4/01/2008

Did Saddam get Russian GPS jammers? The answer is at a Moscow strip club.

If Saddam did get Russian GPS jammers it was rusty rubbish. For the modern stuff, look at Moscow casinos, strip clubs and brothels.

April 1, 2003

“Honey, I never knew you were that fond of classical music,“ the voice of my girlfriend woke me up in my hotel room in Moscow, “I wouldn’t expect you to go listen to Shostakovich Sixth Symphony on Friday night. Did you enjoy it?”

“uh-hu… err… How did you know where I was last night?”

“Easy, darling. Remember, when you arrived in Moscow and rented your mobile phone you subscribed for a people finder service. If something happens to you, well, kidnapped or in trouble, I would know where you are and would direct police or security guys to your rescue. Well, yesterday I felt uneasy and decided to check the web site of the mobile operator. It showed that you were at Bolshaya Nikitskaya 13, and that was Bolshoi Conservatory Hall.”

“Oh, well, it really works … amazing… now I really feel protected. And you would no longer worry about me. Great.”

What the hell is going on, I asked myself. Conservatory Hall? Shostakovich Sixth Symphony? Damn, I was at Hungry Duck, the dirtiest hole in Moscow! Drunk Russian girls dancing on the table, completely naked. Hookers and stuff… vodka by the glasses…

I rushed to the mobile operator’s web site. Yes, indeed, the log showed that on Friday night I was at Bolshoi Conservatory Hall! It was worth an investigation.

Calls to the Conservatory Hall and BeeLine, the mobile operator, lead to nowhere. Folks at Hungry Duck also refused to tell me anything over the phone but hinted that I may find out something if I’d drop by in person and talk to their security.

“You should thank us, fellow. We probably saved your marriage. Or was it your girlfriend? You don’t care? Whatever,” the security guy laughed loudly, after he drank, in one gulp, a double shot of Stoli I bought him. “You, studs, tell your wives that you are at Bolshoi and come here to screw around. It takes them only one visit to BeeLine’s web site to find out that you’re cheating on them. Patrons do not like it. It’s bad for business.”

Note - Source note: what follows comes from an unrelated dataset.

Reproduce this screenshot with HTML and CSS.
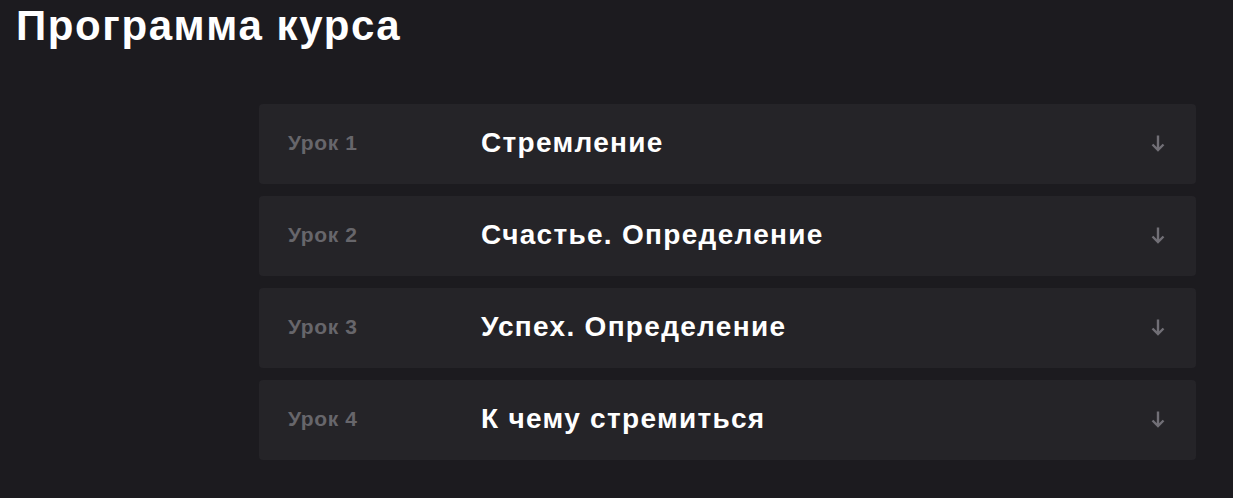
FILE: index.html
```html
<!DOCTYPE html>
<html lang="ru">
<head>
    <meta charset="UTF-8">
    <meta name="viewport" content="width=device-width, initial-scale=1.0">
    <title>Программа курса</title>
    <link rel="stylesheet" href="styles.css">
</head>
<body>
    <h1 class="page-title">Программа курса</h1>

    <div class="lessons">
        <div class="lesson">
            <span class="lesson-num">Урок 1</span>
            <span class="lesson-name">Стремление</span>
            <svg class="lesson-arrow" viewBox="0 0 14 18"><path d="M7 1.5v14.5M1.5 10.5l5.5 5.5 5.5-5.5"/></svg>
        </div>
        <div class="lesson">
            <span class="lesson-num">Урок 2</span>
            <span class="lesson-name">Счастье. Определение</span>
            <svg class="lesson-arrow" viewBox="0 0 14 18"><path d="M7 1.5v14.5M1.5 10.5l5.5 5.5 5.5-5.5"/></svg>
        </div>
        <div class="lesson">
            <span class="lesson-num">Урок 3</span>
            <span class="lesson-name">Успех. Определение</span>
            <svg class="lesson-arrow" viewBox="0 0 14 18"><path d="M7 1.5v14.5M1.5 10.5l5.5 5.5 5.5-5.5"/></svg>
        </div>
        <div class="lesson">
            <span class="lesson-num">Урок 4</span>
            <span class="lesson-name">К чему стремиться</span>
            <svg class="lesson-arrow" viewBox="0 0 14 18"><path d="M7 1.5v14.5M1.5 10.5l5.5 5.5 5.5-5.5"/></svg>
        </div>
    </div>
</body>
</html>
```

FILE: styles.css
```css
body {
    margin: 0;
    background: #1c1b1f;
    font-family: "Liberation Sans", Arial, sans-serif;
    color: #ffffff;
}

.page-title {
    margin: 0;
    padding: 3px 0 0 16px;
    font-size: 42px;
    line-height: 46px;
    font-weight: bold;
    letter-spacing: 1.6px;
}

.lessons {
    margin: 55px 37px 0 259px;
    display: flex;
    flex-direction: column;
    gap: 12px;
}

.lesson {
    height: 80px;
    background: #252428;
    border-radius: 4px;
    display: flex;
    align-items: center;
    padding: 0 31px 2px 29px;
    box-sizing: border-box;
}

.lesson-num {
    width: 193px;
    flex-shrink: 0;
    font-size: 21px;
    font-weight: bold;
    letter-spacing: 0.6px;
    color: #67666b;
}

.lesson-name {
    flex: 1;
    font-size: 28px;
    font-weight: bold;
    letter-spacing: 1.3px;
    color: #ffffff;
}

.lesson-arrow {
    width: 14px;
    height: 18px;
    fill: none;
    stroke: #716f76;
    stroke-width: 2.4;
}
```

“Well, luckily, we found a solution. One Russian company, formerly a top-secret defense contractor, makes great boxes. You hang one by the ceiling, and it jams the GPS satellite receiver in your mobile phone. You know, the old stuff like that would just make the GPS receiver inoperable. The stuff we got is smarter. It fools the receiver. The signal is so strong that it completely overwrites the faint signal from the satellite. I would enter any longitude / latitude in the box and your GPS receiver would obligingly report it back to the mobile operator.”

“Wait a minute,” a dark thought crossed my mind, “A GPS jammer? A Russian defense contractor? One that was accused of selling GPS jammers to Saddam Hussein? What did they call it? Aviaconversia?”

“Err…, no, buddy, I didn’t tell you that,” the security dude replied, quickly glancing around. “But I tell you one thing. If Saddam gets the box that hangs by my ceiling, you Americans are in deep trouble. Your Cruise missiles would fly back home. Funny, isn’t that?” – he chuckled. “Or they would hit unexpected targets, whatever Saddam enters into the jammer. And, you know, the guy is wicked, he gassed his own people with Sarin. He could direct your missile on his folks again, to rally your greenie and leftie fools against the war, and Bush government.”

“But, you now, friend,” the security guy continued. Three empty glasses were now lined up in front of him on the counter. “The old comrades, from the organization, you know, those comrades who build these smart boxes, I don’t think they sold any of this stuff to Saddam lately. We have our own problems with Muslims. Chechnya and stuff, you know. Well, honestly, Osama or not, the guys would probably sell their mothers if you paid them enough cash. But this stuff is expensive, I tell you. Saddam doesn’t seem to have enough dough to pay for many boxes.”

“The old comrades are now good capitalists. They go wherever the market is. And the market is here. Nightclubs, casinos, whorehouses. There is even an inexpensive short-range model that covers like 30 meters. People say some classy call girls carry them in their purses.”

“Well, enough said. I have some business to attend. And look at this beauty in the corner. She’s been glancing at you for the last quarter hour. Go talk to her. She likes American students.”

“Don’t worry, your girlfriend in Vermont – what? sorry – Wisconsin would never know. You are at Le Club tonight, listening to Alexei Kozlov’s Arsenal jazz quartet.”